Output every line exactly as written. Leave out pictures.
____ Dataset excerpt
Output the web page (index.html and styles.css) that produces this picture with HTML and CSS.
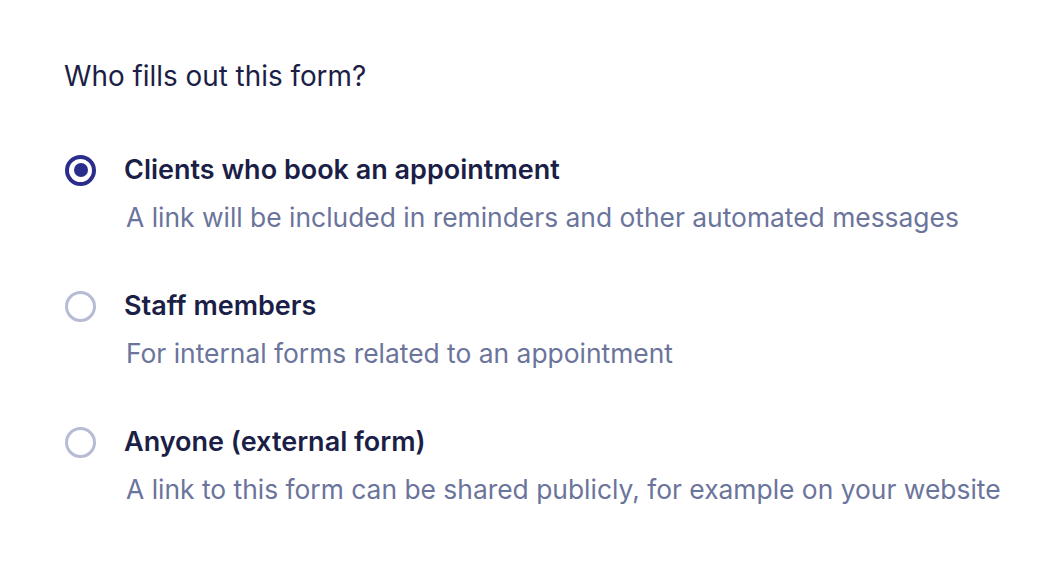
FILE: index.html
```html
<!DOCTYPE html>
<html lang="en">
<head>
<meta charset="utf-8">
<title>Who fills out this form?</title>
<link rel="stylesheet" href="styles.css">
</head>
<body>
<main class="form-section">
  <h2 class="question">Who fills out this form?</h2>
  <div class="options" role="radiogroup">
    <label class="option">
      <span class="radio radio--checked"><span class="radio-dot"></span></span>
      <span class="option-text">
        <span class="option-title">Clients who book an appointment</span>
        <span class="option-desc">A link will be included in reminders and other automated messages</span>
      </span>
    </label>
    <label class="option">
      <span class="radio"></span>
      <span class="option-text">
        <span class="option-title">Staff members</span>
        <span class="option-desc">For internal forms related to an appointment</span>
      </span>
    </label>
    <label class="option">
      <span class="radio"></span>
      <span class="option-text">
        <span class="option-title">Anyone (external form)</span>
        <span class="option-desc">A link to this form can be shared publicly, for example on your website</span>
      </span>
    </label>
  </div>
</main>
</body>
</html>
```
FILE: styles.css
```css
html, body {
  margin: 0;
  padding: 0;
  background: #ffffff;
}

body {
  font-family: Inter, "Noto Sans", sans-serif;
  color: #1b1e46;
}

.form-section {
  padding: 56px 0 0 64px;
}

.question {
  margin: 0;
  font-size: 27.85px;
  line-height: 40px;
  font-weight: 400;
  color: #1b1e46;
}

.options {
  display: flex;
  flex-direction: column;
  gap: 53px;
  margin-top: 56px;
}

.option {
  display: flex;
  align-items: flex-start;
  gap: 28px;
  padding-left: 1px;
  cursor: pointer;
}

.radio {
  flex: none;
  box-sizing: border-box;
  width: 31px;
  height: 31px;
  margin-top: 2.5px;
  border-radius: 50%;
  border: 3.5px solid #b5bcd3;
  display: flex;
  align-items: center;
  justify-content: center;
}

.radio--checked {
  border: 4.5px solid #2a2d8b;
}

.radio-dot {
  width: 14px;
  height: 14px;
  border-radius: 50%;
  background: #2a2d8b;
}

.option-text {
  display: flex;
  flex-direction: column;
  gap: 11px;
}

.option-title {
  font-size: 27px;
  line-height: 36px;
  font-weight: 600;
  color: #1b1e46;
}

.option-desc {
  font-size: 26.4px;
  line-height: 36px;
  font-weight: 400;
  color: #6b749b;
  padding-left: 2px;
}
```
________
> **Output**:
Output the web page (index.html and styles.css) that produces this picture with HTML and CSS.
FILE: index.html
```html
<!DOCTYPE html>
<html lang="en">
<head>
<meta charset="utf-8">
<title>Who fills out this form?</title>
<link rel="stylesheet" href="styles.css">
</head>
<body>
<main class="form-section">
  <h2 class="question">Who fills out this form?</h2>
  <div class="options" role="radiogroup">
    <label class="option">
      <span class="radio radio--checked"><span class="radio-dot"></span></span>
      <span class="option-text">
        <span class="option-title">Clients who book an appointment</span>
        <span class="option-desc">A link will be included in reminders and other automated messages</span>
      </span>
    </label>
    <label class="option">
      <span class="radio"></span>
      <span class="option-text">
        <span class="option-title">Staff members</span>
        <span class="option-desc">For internal forms related to an appointment</span>
      </span>
    </label>
    <label class="option">
      <span class="radio"></span>
      <span class="option-text">
        <span class="option-title">Anyone (external form)</span>
        <span class="option-desc">A link to this form can be shared publicly, for example on your website</span>
      </span>
    </label>
  </div>
</main>
</body>
</html>
```
FILE: styles.css
```css
html, body {
  margin: 0;
  padding: 0;
  background: #ffffff;
}

body {
  font-family: Inter, "Noto Sans", sans-serif;
  color: #1b1e46;
}

.form-section {
  padding: 56px 0 0 64px;
}

.question {
  margin: 0;
  font-size: 27.85px;
  line-height: 40px;
  font-weight: 400;
  color: #1b1e46;
}

.options {
  display: flex;
  flex-direction: column;
  gap: 53px;
  margin-top: 56px;
}

.option {
  display: flex;
  align-items: flex-start;
  gap: 28px;
  padding-left: 1px;
  cursor: pointer;
}

.radio {
  flex: none;
  box-sizing: border-box;
  width: 31px;
  height: 31px;
  margin-top: 2.5px;
  border-radius: 50%;
  border: 3.5px solid #b5bcd3;
  display: flex;
  align-items: center;
  justify-content: center;
}

.radio--checked {
  border: 4.5px solid #2a2d8b;
}

.radio-dot {
  width: 14px;
  height: 14px;
  border-radius: 50%;
  background: #2a2d8b;
}

.option-text {
  display: flex;
  flex-direction: column;
  gap: 11px;
}

.option-title {
  font-size: 27px;
  line-height: 36px;
  font-weight: 600;
  color: #1b1e46;
}

.option-desc {
  font-size: 26.4px;
  line-height: 36px;
  font-weight: 400;
  color: #6b749b;
  padding-left: 2px;
}
```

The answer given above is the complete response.